In altri termini, dalla motivazione della sentenza emessa dai giudici di appello, emergeva, in modo inconfutabile, in punto di fatto, che le operazioni ritenute false erano state poste in essere dalla società ricorrente al solo fine di evadere gli obblighi tributari e che la stessa parte ricorrente non aveva saputo dare una giustificazione al proprio comportamento.

E' utile, in argomento, evidenziare che il principio in base al quale colui che ha posto in essere un comportamento antieconomico ha l'onere di fornire una giustificazione razionale della propria scelta, trova conferma, con specifico riferimento alla materia delle II.DD., nella disposizione secondo cui "sono inopponibili all'Amministrazione finanziaria gli atti, i fatti e i negozi, anche collegati tra loro, privi di valide ragioni economiche, diretti ad aggirare obblighi o divieti previsti dall'ordinamento tributario" (articolo 37-bis del Dpr 600/73).
Pertanto, è onere del contribuente motivare le scelte che non sono in linea con i criteri di gestione economica della propria attività, ovvero quelle scelte che appaiono incomprensibili in base ai normali criteri di valutazione.

A tal proposito, deve essere precisato che costituisce ormai principio consolidato della giurisprudenza della Corte di cassazione ritenere che, se è vero - in tema di accertamento sia delle imposte sui redditi che Iva - che spetta all'Amministrazione finanziaria, nel quadro dei generali principi che governano l'onere della prova, dimostrare "l'esistenza dei fatti costitutivi della maggiore pretesa tributaria azionata, fornendo quindi la prova di elementi e circostanze a suo avviso rivelatori dell'esistenza di un maggiore imponibile, è altrettanto vero che il contribuente, il quale intenda contestare la capacità dimostrativa di quei fatti, oppure sostenere l'esistenza di circostanze modificative o estintive dei medesimi, deve a sua volta dimostrare gli elementi sui quali le sue eccezioni si fondano" (cfr.

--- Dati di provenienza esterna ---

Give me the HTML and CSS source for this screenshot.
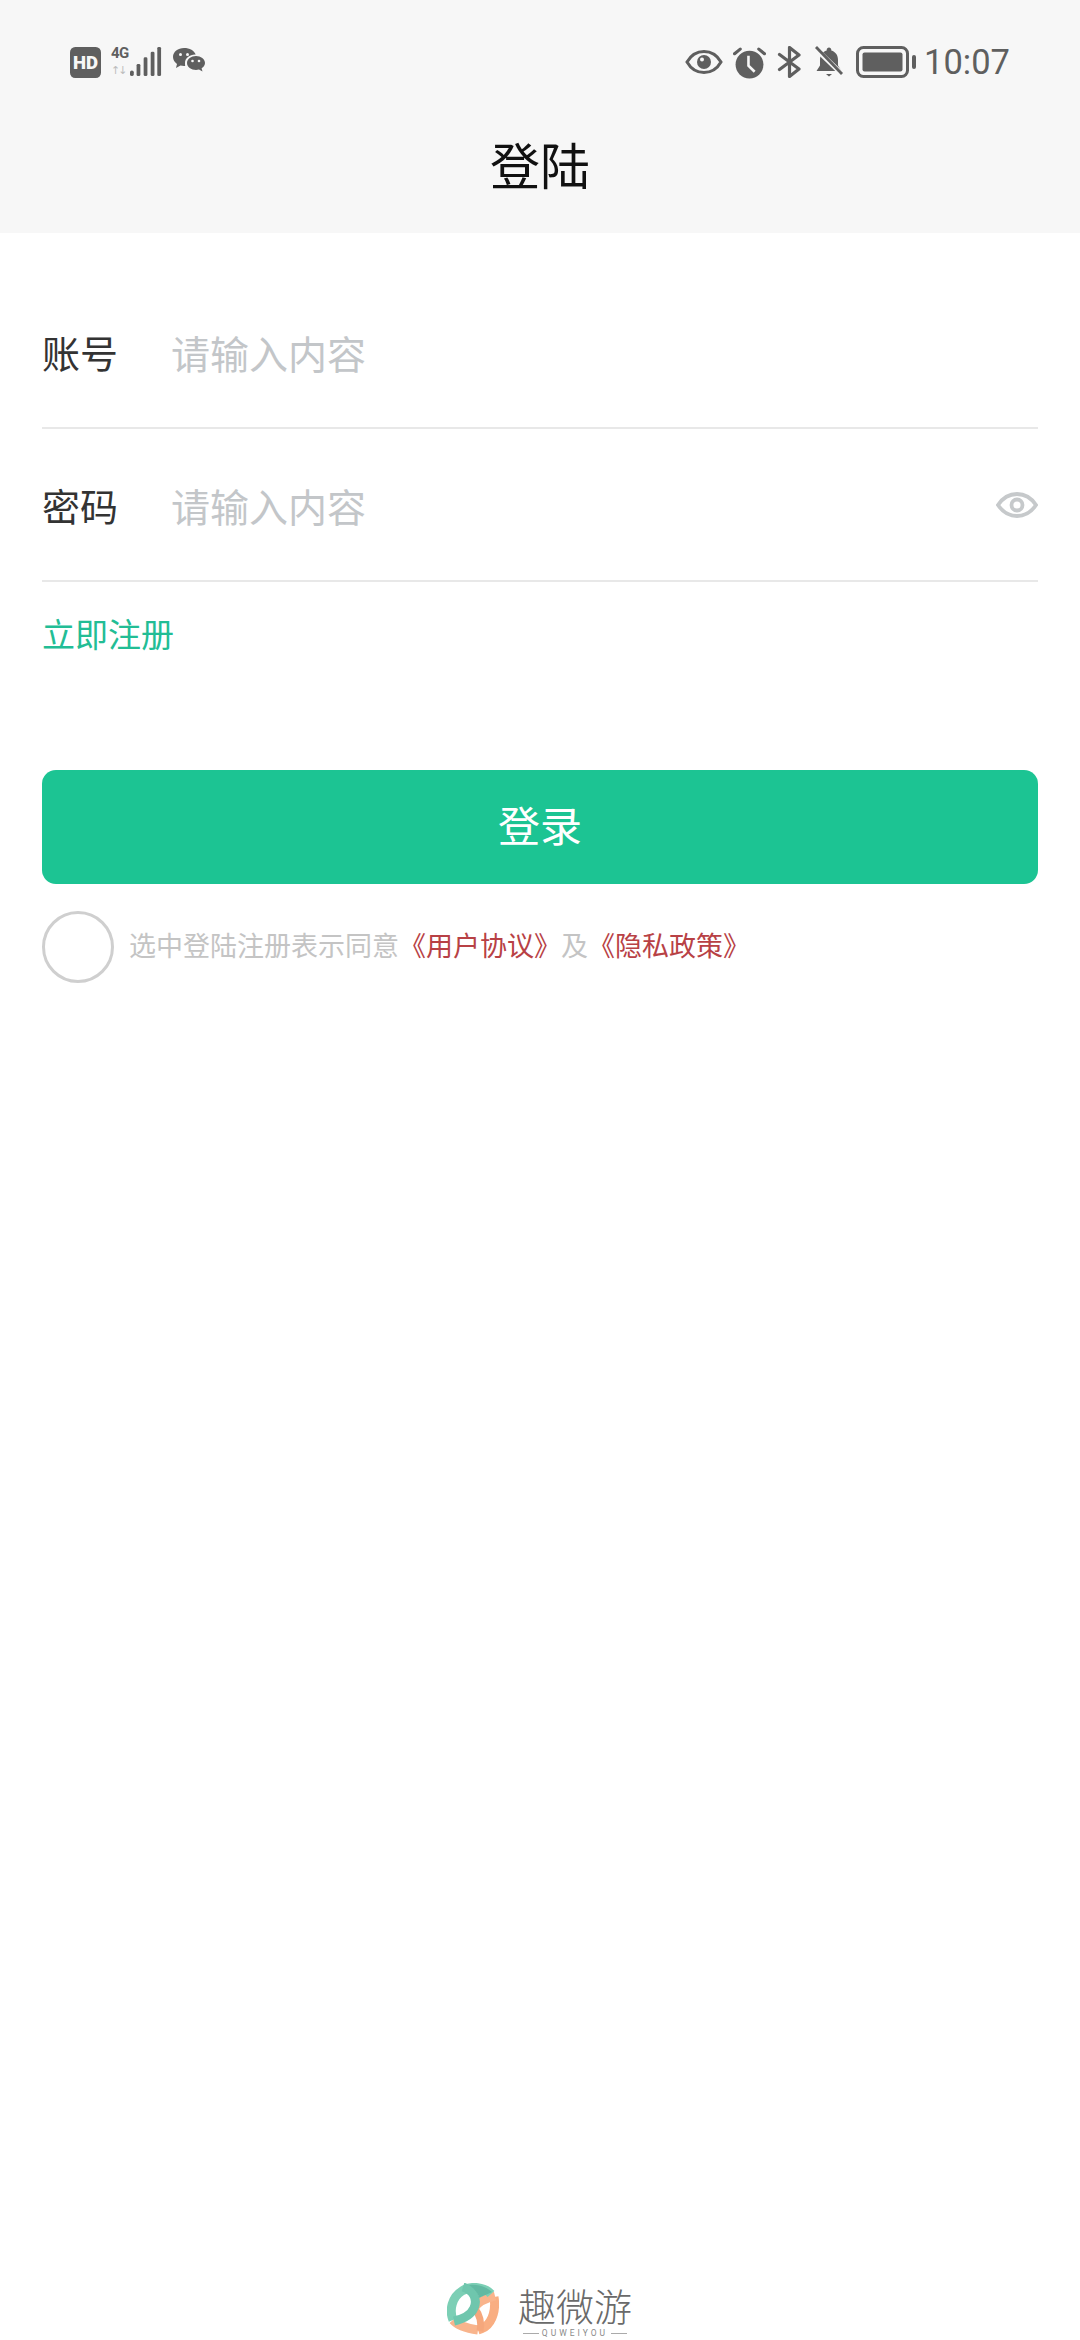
FILE: index.html
```html
<!DOCTYPE html>
<html lang="zh">
<head>
<meta charset="utf-8">
<title>登陆</title>
<link rel="stylesheet" href="styles.css">
</head>
<body>
<div class="page">
  <header class="head">
    <div class="status">
      <div class="status-left">
        <svg class="ic-hd" viewBox="0 0 30 30"><rect width="30" height="30" rx="5" fill="#5f5f5f"/><text x="15" y="21.500" text-anchor="middle" class="hd-text">HD</text></svg>
        <div class="net">
          <div class="net-labels"><span class="net-4g">4G</span><span class="net-arrows">↑↓</span></div>
          <svg class="ic-signal" viewBox="0 0 34 32"><rect x="0" y="25" width="4" height="6" rx="2" fill="#5f5f5f"/><rect x="7" y="18" width="4" height="13" rx="1.500" fill="#5f5f5f"/><rect x="14.500" y="11" width="4" height="20" rx="1.500" fill="#5f5f5f"/><rect x="22" y="5" width="4" height="26" rx="1.500" fill="#5f5f5f"/><rect x="29" y="0" width="4" height="31" rx="1.500" fill="#5f5f5f"/></svg>
        </div>
        <svg class="ic-wechat" viewBox="0 0 32 28"><path d="M11 0C5 0 0 3.800 0 9c0 3 1.700 5.300 4 7l-1 4 4.500-2.400c1.100.3 2.300.4 3.500.4h1.200C12 16.500 12 15.800 12 15c0-4.900 4.600-8.500 10-8.500h.7C21.400 2.700 16.700 0 11 0z" fill="#5f5f5f"/><path d="M32 15c0-4.100-4.200-7-9-7s-9 2.900-9 7 4.200 7 9 7c1 0 2-.1 3-.4l3.500 2-.9-3.300C30.600 19.100 32 17.200 32 15z" fill="#5f5f5f"/><circle cx="7.500" cy="6.500" r="1.500" fill="#f7f7f7"/><circle cx="14.500" cy="6.500" r="1.500" fill="#f7f7f7"/><circle cx="19.500" cy="13" r="1.300" fill="#f7f7f7"/><circle cx="26" cy="13" r="1.300" fill="#f7f7f7"/></svg>
      </div>
      <div class="status-right">
        <svg class="ic-eye" viewBox="0 0 38 26"><path d="M2 13C6 6 12 2.500 19 2.500S32 6 36 13c-4 7-10 10.500-17 10.500S6 20 2 13z" fill="none" stroke="#5f5f5f" stroke-width="3"/><circle cx="19" cy="13" r="7" fill="#5f5f5f"/><circle cx="17" cy="10.500" r="2" fill="#f7f7f7"/></svg>
        <svg class="ic-alarm" viewBox="0 0 32 32"><circle cx="16" cy="18" r="13.500" fill="#5f5f5f"/><path d="M1.500 7.500 7 3M30.500 7.500 25 3" stroke="#5f5f5f" stroke-width="3" stroke-linecap="round"/><path d="M15 9.500V19l6 6" fill="none" stroke="#f7f7f7" stroke-width="2.500"/></svg>
        <svg class="ic-bt" viewBox="0 0 26 32"><path d="M2.500 8.500 22 23 12.500 30.500V1.500L22 9 2.500 23.500" fill="none" stroke="#5f5f5f" stroke-width="3.200" stroke-linejoin="round" stroke-linecap="round"/></svg>
        <svg class="ic-bell" viewBox="0 0 30 32"><path d="M15 1.500c1.300 0 2.300 1 2.300 2.300v.7c4.500 1.300 6.700 5 6.700 9.500v5.500L27.500 25H2.500L6 19.500V14c0-4.500 2.300-8.200 6.700-9.500v-.7c0-1.300 1-2.300 2.300-2.300z" fill="#5f5f5f"/><path d="M12 28h6l-3 2.500z" fill="#5f5f5f"/><path d="M1 2 29 29" stroke="#f7f7f7" stroke-width="5"/><path d="M2 1 28 28" stroke="#5f5f5f" stroke-width="2.800"/></svg>
        <svg class="ic-batt" viewBox="0 0 60 32"><rect x="1.500" y="1.500" width="50" height="29" rx="6" fill="none" stroke="#5f5f5f" stroke-width="3"/><rect x="6.500" y="6.500" width="40" height="19" rx="2" fill="#5f5f5f"/><rect x="56" y="9" width="4" height="14" rx="2" fill="#5f5f5f"/></svg>
        <span class="time">10:07</span>
      </div>
    </div>
    <h1 class="title">登陆</h1>
  </header>

  <main class="form">
    <div class="row">
      <span class="label">账号</span>
      <span class="placeholder">请输入内容</span>
    </div>
    <div class="row">
      <span class="label">密码</span>
      <span class="placeholder">请输入内容</span>
      <svg class="ic-toggle" viewBox="0 0 42 28"><path d="M2 14C7 6.500 13 3 21 3s14 3.500 19 11c-5 7.500-11 11-19 11S7 21.500 2 14z" fill="none" stroke="#c6c9cb" stroke-width="3.800"/><circle cx="21" cy="14" r="5.500" fill="none" stroke="#c6c9cb" stroke-width="3.800"/></svg>
    </div>
    <a class="register">立即注册</a>
    <button class="submit" type="button">登录</button>
    <div class="agree">
      <span class="radio"></span>
      <p class="agree-text">选中登陆注册表示同意<em class="doc">《用户协议》</em>及<em class="doc">《隐私政策》</em></p>
    </div>
  </main>

  <footer class="brand">
    <svg class="logo" viewBox="0 0 52 52" fill="none" stroke-width="9">
      <path d="M31 47C24 46 12 44 6 37" stroke="#f8b48c"/>
      <path d="M47 14C49 26 46 38 38 44 36 45 34 46 31 47" stroke="#f9ae82"/>
      <path d="M27 25C31 19 40 15 48 13" stroke="#f9b48c"/>
      <path d="M27 24C33 32 35 40 33 48" stroke="#f5a77c" stroke-width="7"/>
      <path d="M44 11C38 4 24 2 15 8 5 14 2 27 6 37" stroke="#7ccfb5"/>
      <path d="M16 4C26 7 31 16 27 25 24 32 16 36 7 38" stroke="#6fc6ad"/>
      <path d="M45 9C38 3 30 1 22 2 28 6 31 10 32 15 36 13 41 11 45 9z" fill="#62b9a2"/>
    </svg>
    <div class="brand-words">
      <span class="brand-name">趣微游</span>
      <span class="brand-sub">QUWEIYOU</span>
    </div>
  </footer>
</div>
</body>
</html>
```

FILE: styles.css
```css
* { box-sizing: border-box; }
html, body { margin: 0; padding: 0; background: #fff; }
body { font-family: "Noto Sans CJK SC", "Noto Sans", sans-serif; }
.page { width: 1080px; height: 2340px; display: flex; flex-direction: column; background: #fff; }

.head { height: 233px; background: #f7f7f7; display: flex; flex-direction: column; }
.status { height: 122px; padding: 41px 70px 0 70px; display: flex; justify-content: space-between; align-items: flex-start; }
.status-left { display: flex; align-items: center; gap: 10px; height: 42px; }
.status-right { display: flex; align-items: center; height: 42px; }
.ic-hd { width: 31px; height: 31px; display: block; }
.hd-text { font-family: "Roboto", sans-serif; font-size: 18px; font-weight: 900; fill: #f7f7f7; }
.net { display: flex; align-items: flex-end; gap: 1px; height: 32px; }
.net-labels { display: flex; flex-direction: column; width: 18px; font-family: "Roboto", sans-serif; line-height: 1; color: #5f5f5f; }
.net-4g { font-size: 15px; font-weight: 700; height: 19px; letter-spacing: -0.5px; }
.net-arrows { font-size: 11px; height: 13px; color: #bdbdbd; font-family: "DejaVu Sans", sans-serif; letter-spacing: -2px; }
.ic-signal { width: 32px; height: 32px; display: block; }
.ic-wechat { width: 32px; height: 28px; display: block; margin-left: 1px; }
.ic-eye { width: 38px; height: 26px; display: block; margin-right: 10px; }
.ic-alarm { width: 33px; height: 33px; display: block; margin-right: 11px; }
.ic-bt { width: 26px; height: 32px; display: block; margin-right: 11px; }
.ic-bell { width: 30px; height: 32px; display: block; margin-right: 12px; }
.ic-batt { width: 60px; height: 32px; display: block; margin-right: 8px; }
.time { font-family: "Roboto", sans-serif; font-size: 34.500px; color: #5f5f5f; line-height: 42px; }
.title { margin: 0; text-align: center; font-size: 50px; font-weight: 400; color: #111; line-height: 66px; margin-top: 8px; }

.form { padding: 43px 42px 0; display: flex; flex-direction: column; }
.row { height: 153px; border-bottom: 2px solid #e8e8e8; display: flex; align-items: center; }
.label { width: 130px; font-size: 38px; color: #333; line-height: 52px; font-weight: 400; }
.placeholder { flex: 1; font-size: 39px; color: #c3c6c9; line-height: 52px; margin-left: -1px; }
.ic-toggle { width: 42px; height: 28px; display: block; margin-top: 0; }
.register { display: block; margin-top: 28px; font-size: 33px; line-height: 46px; color: #22bd95; }
.submit { margin-top: 114px; width: 996px; height: 114px; background: #1cc493; border: 0; border-radius: 14px; color: #fff; font-family: inherit; font-size: 42px; padding: 0 0 8px; }
.agree { margin-top: 27px; display: flex; align-items: center; gap: 15px; }
.radio { width: 72px; height: 72px; border: 3px solid #cfcfcf; border-radius: 50%; flex: none; background: #fff; }
.agree-text { margin: 0; font-size: 27px; line-height: 38px; color: #c4c4c4; margin-top: -4px; white-space: nowrap; }
.doc { font-style: normal; color: #b84145; }

.brand { margin-top: auto; height: 57px; display: flex; justify-content: center; align-items: flex-start; gap: 18px; }
.logo { width: 52px; height: 52px; display: block; flex: none; }
.brand-words { display: flex; flex-direction: column; align-items: center; flex: none; width: 116px; margin-top: 1px; }
.brand-name { font-size: 38px; font-weight: 300; color: #6a6a6a; line-height: 42px; white-space: nowrap; }
.brand-sub { font-family: "Roboto", sans-serif; font-size: 8.500px; line-height: 12px; letter-spacing: 3px; color: #8a8a8a; display: flex; align-items: center; gap: 3px; white-space: nowrap; margin-top: 1px; }
.brand-sub::before, .brand-sub::after { content: ""; width: 16px; height: 1px; background: #aaa; }
```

Cass. n. 10802 del 24/07/2002, parte 2).

Di conseguenza, ne deriva, a parere dei giudici di legittimità, che "in presenza di un comportamento assolutamente contrario ai canoni dell'economia che il contribuente non spieghi in alcun modo, o che giustifichi in maniera non convincente, i giudici di merito, per annullare l'accertamento, devono specificare, con argomenti validi, le ragioni per le quali ritengono che l'antieconomicità del comportamento del contribuente non sia sintomatico di possibili violazioni di disposizioni tributarie".
Pertanto, considerato, invece, che la sentenza emessa dai giudici di appello si reggeva sul riconoscimento che le operazioni ritenute false non avevano alcuna logica economica e sulla considerazione che la società che aveva posto in essere il comportamento antieconomico non aveva fornito una giustificazione razionale della propria scelta, la Corte suprema ha ritenuto legittima la rettifica operata dall'Amministrazione finanziaria pur in presenza di una contabilità formalmente corretta.